**WHAT IS ASKED:**
Pictures stay out of the copy; restate everything else in the material exactly.

***** SOURCE DATA *****

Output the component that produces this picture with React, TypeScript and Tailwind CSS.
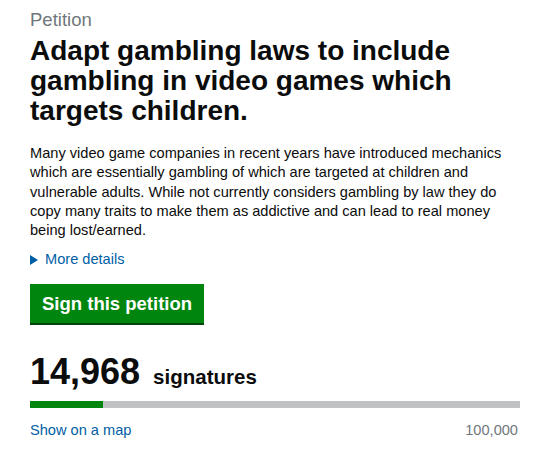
export default function App() {
  const count = 14968;
  const target = 100000;
  const pct = (count / target) * 100;

  return (
    <div className="min-h-screen bg-white font-['Liberation_Sans',Arial,sans-serif] text-[#0b0c0c]">
      <div className="w-[490px] ml-[30px] pt-[8px]">
        {/* heading */}
        <div className="text-[18.5px] leading-[23px] text-[#6f777b]">Petition</div>
        <h1 className="mt-[5px] text-[28px] leading-[30px] font-bold">
          Adapt gambling laws to include gambling in video games which targets children.
        </h1>

        {/* body */}
        <p className="mt-[18px] text-[14.6px] leading-[19.3px]">
          Many video game companies in recent years have introduced mechanics which are essentially
          gambling of which are targeted at children and vulnerable adults. While not currently
          considers gambling by law they do copy many traits to make them as addictive and can lead to
          real money being lost/earned.
        </p>

        <div className="mt-[10px] flex items-center gap-[7px] text-[14.6px] leading-[19px] text-[#005ea5]">
          <svg width="8" height="10" viewBox="0 0 8 10" className="shrink-0">
            <path d="M0 0 L8 5 L0 10 Z" fill="#005ea5" />
          </svg>
          <span>More details</span>
        </div>

        {/* sign button */}
        <button className="mt-[15px] h-[39px] px-[12px] bg-[#00860f] text-white text-[18.5px] font-bold leading-[37px] shadow-[0_2px_0_#00440a] text-left">
          Sign this petition
        </button>

        {/* signature count */}
        <div className="mt-[29px] flex items-baseline gap-[13px]">
          <span className="text-[36px] leading-[40px] font-bold">14,968</span>
          <span className="text-[20.5px] font-bold">signatures</span>
        </div>

        <div className="mt-[8px] h-[7px] bg-[#bfc1c3]">
          <div className="h-full bg-[#00860f]" style={{ width: `${pct}%` }} />
        </div>

        <div className="mt-[13px] flex justify-between text-[14.6px] leading-[19px]">
          <a className="text-[#005ea5]" href="#">Show on a map</a>
          <span className="text-[#6f777b] pr-[2px]">100,000</span>
        </div>
      </div>
    </div>
  );
}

*****

**ANSWER TO THIS TASK:**
Output the component that produces this picture with React, TypeScript and Tailwind CSS.
export default function App() {
  const count = 14968;
  const target = 100000;
  const pct = (count / target) * 100;

  return (
    <div className="min-h-screen bg-white font-['Liberation_Sans',Arial,sans-serif] text-[#0b0c0c]">
      <div className="w-[490px] ml-[30px] pt-[8px]">
        {/* heading */}
        <div className="text-[18.5px] leading-[23px] text-[#6f777b]">Petition</div>
        <h1 className="mt-[5px] text-[28px] leading-[30px] font-bold">
          Adapt gambling laws to include gambling in video games which targets children.
        </h1>

        {/* body */}
        <p className="mt-[18px] text-[14.6px] leading-[19.3px]">
          Many video game companies in recent years have introduced mechanics which are essentially
          gambling of which are targeted at children and vulnerable adults. While not currently
          considers gambling by law they do copy many traits to make them as addictive and can lead to
          real money being lost/earned.
        </p>

        <div className="mt-[10px] flex items-center gap-[7px] text-[14.6px] leading-[19px] text-[#005ea5]">
          <svg width="8" height="10" viewBox="0 0 8 10" className="shrink-0">
            <path d="M0 0 L8 5 L0 10 Z" fill="#005ea5" />
          </svg>
          <span>More details</span>
        </div>

        {/* sign button */}
        <button className="mt-[15px] h-[39px] px-[12px] bg-[#00860f] text-white text-[18.5px] font-bold leading-[37px] shadow-[0_2px_0_#00440a] text-left">
          Sign this petition
        </button>

        {/* signature count */}
        <div className="mt-[29px] flex items-baseline gap-[13px]">
          <span className="text-[36px] leading-[40px] font-bold">14,968</span>
          <span className="text-[20.5px] font-bold">signatures</span>
        </div>

        <div className="mt-[8px] h-[7px] bg-[#bfc1c3]">
          <div className="h-full bg-[#00860f]" style={{ width: `${pct}%` }} />
        </div>

        <div className="mt-[13px] flex justify-between text-[14.6px] leading-[19px]">
          <a className="text-[#005ea5]" href="#">Show on a map</a>
          <span className="text-[#6f777b] pr-[2px]">100,000</span>
        </div>
      </div>
    </div>
  );
}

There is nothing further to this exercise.